The latest embezzlement apparently involves hundreds of thousands of dollars missing from Rio Rancho, New Mexico.

LOL! As I recall, this neighborhood had a very shady reputation right from the beginning. Some very suspicious characters (former Florida swampland salesmen) bought up tens of thousands of acres back in the 50s and 60s for pennies an acre. It was absolutely dry, worthless desert land. They advertised on the radio and in TV Guide, “Buy a five acre ranchette in Paradise for just 199 dollars. Know how I remember? My own parents bought  a parcel . In fact, it’s still in the family’s estate if anyone wants to buy it….cheap!

Anyway, decades later people actually started building houses, and Intel set up a big computer operation there to take advantage of the cheap labor. So fifty years later there’s actually a development….and a Homeowners Association. An Association that’s now complaining because some swine embezzled hundreds of thousands of dollars from the HOA bank account.

Life goes on.

(link to story on embezzling investigation)

Why Does The HOA Establishment Reject Constitutional Government?

guest blog by George Staropoli

In my earlier guest blog this month, Uncovering The Real Community Associations Institute (CAI), I presented a number of CAI quotes on where it stood regarding constitutional protections for homeowners, and its claim that HOAs are not governments in fact. What does the HOA Establishment find so horrible, so objectionable, so damaging as to give rise to its rejection of our system of constitutional government?

The only arguments of any worth, regardless of how slight, is the false claim that HOAs are businesses and that this new form of government is what all the members signed up for and is the voice of the members.  Really?  In earlier internet postings on HOA Constitutional Government I presented the alternative of using special tax districts as a vehicle to return HOAs to the Union.  This week I presented arguments that HOAs violate local home rule doctrine and are outlaw governments. HOAs violate even the most liberal of home rule statutes;  statutes that would give the HOA concept  all the local government control of the community, except its creation would now be subject to state approval and to our system of constitutional government.

As an example of how this approach is very do-able, I received info on Florida’s Community Development Districts, a form of taxing districts, but one not quite suitable for HOA governance.   However, the MEADOW POINTE COMMUNITY DEVELOPMENT DISTRICT, GENERAL AND PROCEDURAL RULES document provides an example of the benefits and protections of creating HOA taxing districts.  The Rules document spells out the procedures for managing the district under the state’s Administrative Procedures Act, Rule-Making statutes. It contains rules for record access, open meeting, board conflict-of-interests, etc. all under the municipality statutes.  This is important as district boards and officers, as government employees, are subject to civil penalties of up to $10,000.
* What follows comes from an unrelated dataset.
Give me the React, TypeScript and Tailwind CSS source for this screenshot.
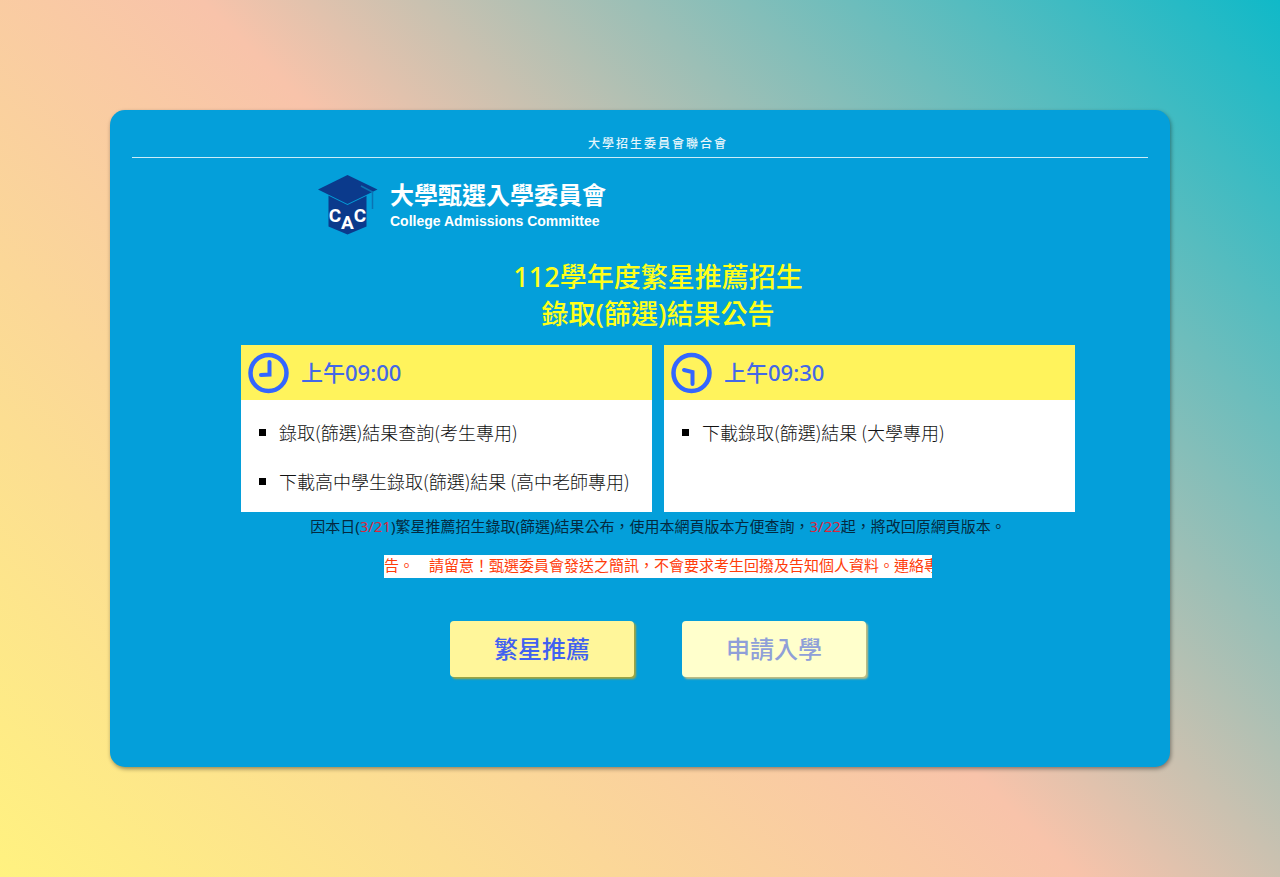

What it shows by concrete example is the protections of rights and freedoms for all the people; and a long standing legal doctrine or set of laws written not by profit-seeking lawyers and developers, but by people concerned with good local government under the constitution. It is an extension of the liberal home rule doctrine for local government and good for the people, the community and this country.